Legislation requiring CCTV in all abattoirs in England has come into force. The Government said the move would cement the UK’s reputation as the global leader on animal welfare.
This follows a consultation by the Secretary of State last August on plans to deliver the government’s manifesto commitment for cameras in every abattoir in England in all areas where live animals are present. Other recent reforms to improve animal welfare include:
- increasing sentences for animal cruelty tenfold to 6 years
- launching a call for evidence on the live export of animals
- banning back street puppy breeders
- ending the third party sales of puppies
- publishing updated animal welfare codes
Official Veterinarians will have unrestricted access to footage to reassure consumers that high welfare standards are being effectively enforced.
All slaughterhouses will be required to comply in full by 5 November, following an adjustment period of 6 months to enable businesses to install a suitable CCTV system.
Animal Welfare Minister Lord Gardiner said: “The government shares the public’s high regard for animal welfare and we are proud to have some of the highest standards in the world. Today we welcome the new law which requires mandatory CCTV in all abattoirs in England.
“We are a nation that cares about animals and these strong measures will ensure all animals are treated with the utmost respect at all stages of life allows us to continue to lead the way to raise the bar in high welfare standards.”
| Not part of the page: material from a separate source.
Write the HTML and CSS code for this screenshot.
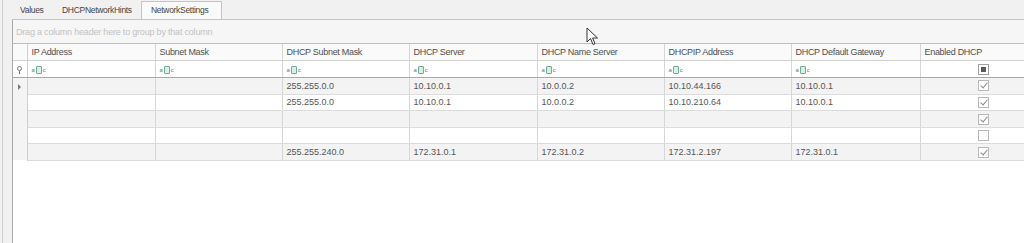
FILE: index.html
```html
<!DOCTYPE html>
<html lang="en">
<head>
  <meta charset="UTF-8">
  <title>NetworkSettings</title>
  <link rel="stylesheet" href="styles.css">
</head>
<body>
  <div class="shell">
    <div class="rail"></div>
    <div class="main">
      <div class="tabs">
        <span class="tab tab-values">Values</span>
        <span class="tab tab-hints">DHCPNetworkHints</span>
        <span class="tab tab-settings active">NetworkSettings</span>
      </div>
      <div class="panel">
        <div class="group-panel">Drag a column header here to group by that column</div>
        <table class="grid">
          <colgroup>
            <col class="c-ind">
            <col class="c-128"><col class="c-127"><col class="c-127"><col class="c-128">
            <col class="c-127"><col class="c-127"><col class="c-129"><col class="c-127">
          </colgroup>
          <thead>
            <tr class="head">
              <th class="ind"></th>
              <th>IP Address</th>
              <th>Subnet Mask</th>
              <th>DHCP Subnet Mask</th>
              <th>DHCP Server</th>
              <th>DHCP Name Server</th>
              <th>DHCPIP Address</th>
              <th>DHCP Default Gateway</th>
              <th>Enabled DHCP</th>
            </tr>
            <tr class="filter">
              <td class="ind"><span class="pin"></span></td>
              <td><span class="abc"><i>a</i><b></b><i>c</i></span></td>
              <td><span class="abc"><i>a</i><b></b><i>c</i></span></td>
              <td><span class="abc"><i>a</i><b></b><i>c</i></span></td>
              <td><span class="abc"><i>a</i><b></b><i>c</i></span></td>
              <td><span class="abc"><i>a</i><b></b><i>c</i></span></td>
              <td><span class="abc"><i>a</i><b></b><i>c</i></span></td>
              <td><span class="abc"><i>a</i><b></b><i>c</i></span></td>
              <td class="chk"><span class="box mixed"></span></td>
            </tr>
          </thead>
          <tbody>
            <tr>
              <td class="ind"><span class="arrow"></span></td>
              <td></td><td></td>
              <td>255.255.0.0</td><td>10.10.0.1</td><td>10.0.0.2</td>
              <td>10.10.44.166</td><td>10.10.0.1</td>
              <td class="chk"><span class="box checked"></span></td>
            </tr>
            <tr>
              <td class="ind"></td>
              <td></td><td></td>
              <td>255.255.0.0</td><td>10.10.0.1</td><td>10.0.0.2</td>
              <td>10.10.210.64</td><td>10.10.0.1</td>
              <td class="chk"><span class="box checked"></span></td>
            </tr>
            <tr>
              <td class="ind"></td>
              <td></td><td></td><td></td><td></td><td></td><td></td><td></td>
              <td class="chk"><span class="box checked"></span></td>
            </tr>
            <tr>
              <td class="ind"></td>
              <td></td><td></td><td></td><td></td><td></td><td></td><td></td>
              <td class="chk"><span class="box"></span></td>
            </tr>
            <tr>
              <td class="ind"></td>
              <td></td><td></td>
              <td>255.255.240.0</td><td>172.31.0.1</td><td>172.31.0.2</td>
              <td>172.31.2.197</td><td>172.31.0.1</td>
              <td class="chk"><span class="box checked"></span></td>
            </tr>
          </tbody>
        </table>
      </div>
    </div>
  </div>

  <svg class="cursor" width="13" height="20" viewBox="0 0 13 20">
    <path d="M1 1 L1 15 L4.5 11.5 L7 17.5 L9 16.6 L6.6 11 L11.5 11 Z" fill="#fff" stroke="#333" stroke-width="1"/>
  </svg>
</body>
</html>
```

FILE: styles.css
```css
body {
  margin: 0;
  background-color: #f1f1f1;
  font-family: "Liberation Sans", Arial, sans-serif;
  font-size: 9px;
  color: #555;
  overflow: hidden;
}
.shell {
  display: flex;
  height: 243px;
}
.rail {
  width: 9px;
  border-left: 1px solid #cfcfcf;
  margin-left: 2px;
}
.main {
  flex: 1;
  display: flex;
  flex-direction: column;
  min-width: 0;
}
.tabs {
  height: 19px;
  display: flex;
  align-items: flex-end;
  padding-left: 2px;
}
.tab {
  height: 16px;
  line-height: 15px;
  padding-left: 6px;
  color: #444;
  font-size: 8.5px;
  letter-spacing: -0.3px;
  white-space: nowrap;
  box-sizing: border-box;
}
.tab-values { width: 42px; }
.tab-hints { width: 85px; }
.tab-settings { width: 81px; }
.tab.active {
  height: 18px;
  line-height: 17px;
  padding-left: 9px;
  background-color: #fafafa;
  border: 1px solid #c4c4c4;
  border-bottom: none;
}
.panel {
  flex: 1;
  background-color: #fff;
  border-left: 1px solid #a9a9a9;
  border-top: 1px solid #c4c4c4;
  overflow: hidden;
}
.group-panel {
  height: 24px;
  line-height: 25px;
  padding-left: 3px;
  background-color: #f6f6f6;
  color: #c2c2c2;
  letter-spacing: -0.2px;
  border-bottom: 1px solid #bdbdbd;
  box-sizing: border-box;
}
.grid {
  table-layout: fixed;
  border-collapse: collapse;
  width: 1033px;
}
.c-ind { width: 14px; }
.c-127 { width: 127px; }
.c-128 { width: 128px; }
.c-129 { width: 129px; }
.grid th, .grid td {
  padding: 0 0 0 4px;
  text-align: left;
  white-space: nowrap;
  overflow: hidden;
  border-right: 1px solid #d6d6d6;
}
.head th {
  height: 16px;
  font-weight: normal;
  color: #505050;
  background-color: #fafafa;
  letter-spacing: -0.3px;
  border-bottom: 1px solid #d0d0d0;
}
.filter td {
  height: 16px;
  border-bottom: 1px solid #a8a8a8;
}
tbody td {
  height: 15.6px;
  color: #555;
  border-bottom: 1px solid #dcdcdc;
}
tbody tr:nth-child(odd) td {
  background-color: #f3f3f3;
}
.grid .ind {
  padding: 0;
  text-align: center;
  border-right: 1px solid #cfcfcf;
}
tbody .ind, tbody tr:nth-child(odd) .ind {
  background-color: #f4f4f4;
  border-bottom: none;
}
.grid .chk {
  padding: 0;
  text-align: center;
}
.abc {
  display: inline-flex;
  align-items: center;
  height: 8px;
  vertical-align: middle;
}
.abc i {
  font-style: normal;
  font-size: 6px;
  color: #777;
  line-height: 6px;
}
.abc b {
  display: inline-block;
  width: 4px;
  height: 6px;
  margin: 0 1px;
  border: 1px solid #6fae95;
  background-color: #dcefe6;
  border-radius: 1px;
}
.pin {
  display: inline-block;
  width: 3px;
  height: 3px;
  border: 1px solid #777;
  border-radius: 50%;
  position: relative;
  top: -1px;
}
.pin::after {
  content: "";
  position: absolute;
  left: 1px;
  top: 4px;
  width: 1px;
  height: 3px;
  background-color: #777;
}
.arrow {
  display: inline-block;
  width: 0;
  height: 0;
  border-top: 3px solid transparent;
  border-bottom: 3px solid transparent;
  border-left: 3px solid #777;
  vertical-align: middle;
}
.box {
  display: inline-block;
  width: 9px;
  height: 9px;
  border: 1px solid #b8b8b8;
  background-color: #fff;
  vertical-align: middle;
  position: relative;
}
.box.mixed {
  border-color: #a0a0a0;
}
.box.mixed::after {
  content: "";
  position: absolute;
  left: 2px;
  top: 2px;
  width: 5px;
  height: 5px;
  background-color: #5a5a5a;
}
.box.checked::after {
  content: "";
  position: absolute;
  left: 3px;
  top: 0;
  width: 3px;
  height: 6px;
  border-right: 1px solid #8a8a8a;
  border-bottom: 1px solid #8a8a8a;
  transform: rotate(40deg);
}
.cursor {
  position: absolute;
  left: 586px;
  top: 27px;
}
```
British Veterinary Association President John Fishwick said: “We are delighted to hear that CCTV will now become mandatory in all abattoirs across England, providing Official Veterinarians with an essential tool to help them monitor animal welfare and enable them to identify any breaches in the regulations. OVs perform a vital role in abattoirs and unrestricted access to CCTV will allow them to perform this role even more effectively.
“Having campaigned for many years for the introduction of CCTV into slaughterhouses we are very happy to see our work come to fruition and we now hope to see similar legal requirements introduced in Scotland, Wales and Northern Ireland.”